My brain doesn’t sea typos until I’ve already hit send.
Accidentally played dad instead of dead when I encountered a bear and now it can ride a bike without training wheels.
Ever since CATS come out things have been way off
If you saw how my wife attacks flying bugs in the house, you’d sleep with a knife under your pillow too.
My friend’s wife just went live on Facebook to discuss “astrology and the election” in case you’re wondering why I avoid my friends
*stands up fast
weeeeeeeeeeeeeeeeeee
Alright so I have a pretty good joke for if Pirates Of The Carribean was nominated for several academy awards and lost all of them that the host could say and it’s this: “I’ve heard of not a dry eye in the house, but not an aye aye in the house?”
Where do you see yourself in five years?
Me: In a mirror probably unless new technology exists.
[interviewer thinking] holy smokes he’s good
Im bored… I think I’ll go to the mall, find a great parking spot and sit in my car, with the reverse lights on…
Waiter: And how would you like your steak?
Guy Who Has Only Ever Eaten Goldfish Crackers: … umm… flavor blasted?
me: no, you can’t have ice cream for dinner
son: why not???
me: because
son: because you ate it all for lunch again?
me:
son:
me: if you don’t tell mom I’ll give you a popsicle for breakfast
COP: pull over
ME: lol no it’s a cardigan
Dr: You need to stop touching your face
Me: But it feels really nice, try it
Dr: *strokes my cheek* OMG, nurse come check this out
My Fitbit thanked me for not making him work nearly as hard as the other Fitbits.
Twitter is like 192 million people screaming “Mom watch me jump in the pool”
Welcome to our nearly empty restaurant. Please follow me to our worst table.

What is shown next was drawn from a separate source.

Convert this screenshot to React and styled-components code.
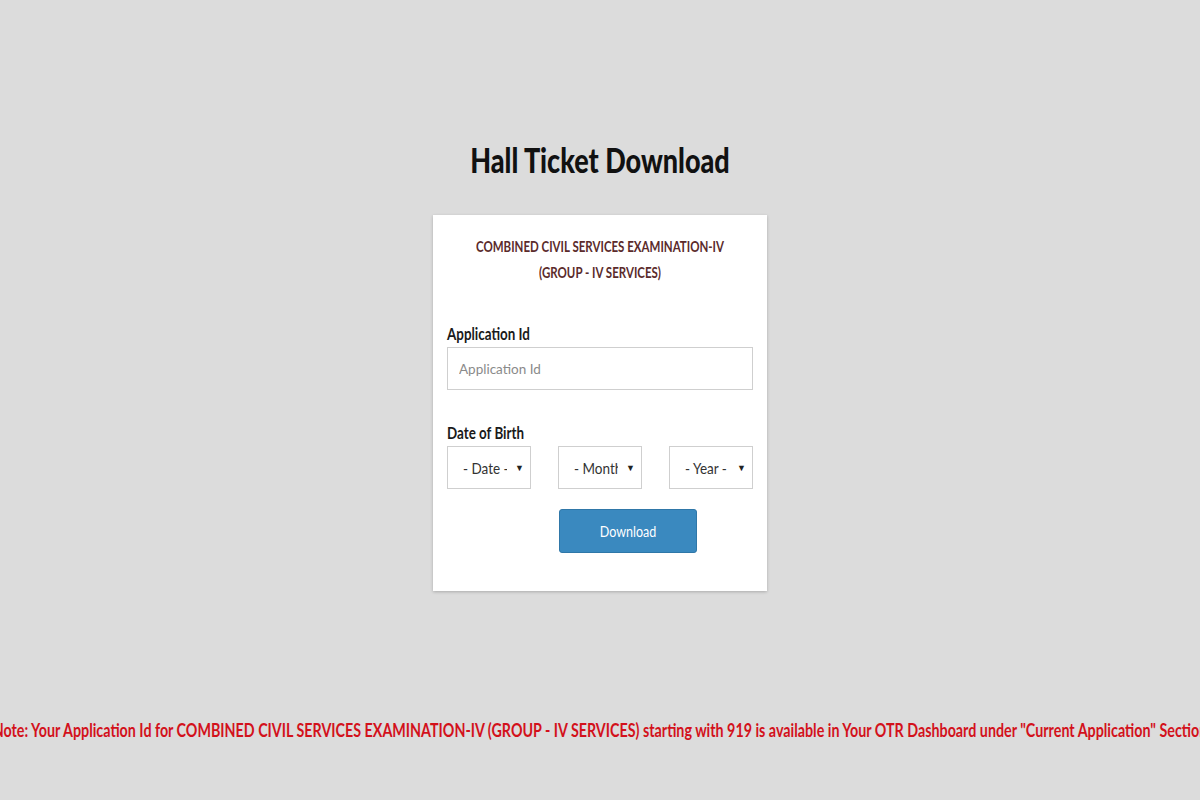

When a guy wearing cargo pants hits on me I’m tempted to go out with him just to see how many of my belongings I can fit into his pockets.
Me: I’m completely lost. What’s going on in this movie?
Him: Lin, I just hit play 90 seconds ago.
Me: Wow! New record.
[if you can make a girl laugh you can make her do anything]
*makes a girl laugh*
me: can you do my taxes
My husband made me a really romantic dinner once. When I finished cleaning the kitchen a week later, I warned him never to do anything like that to me ever again.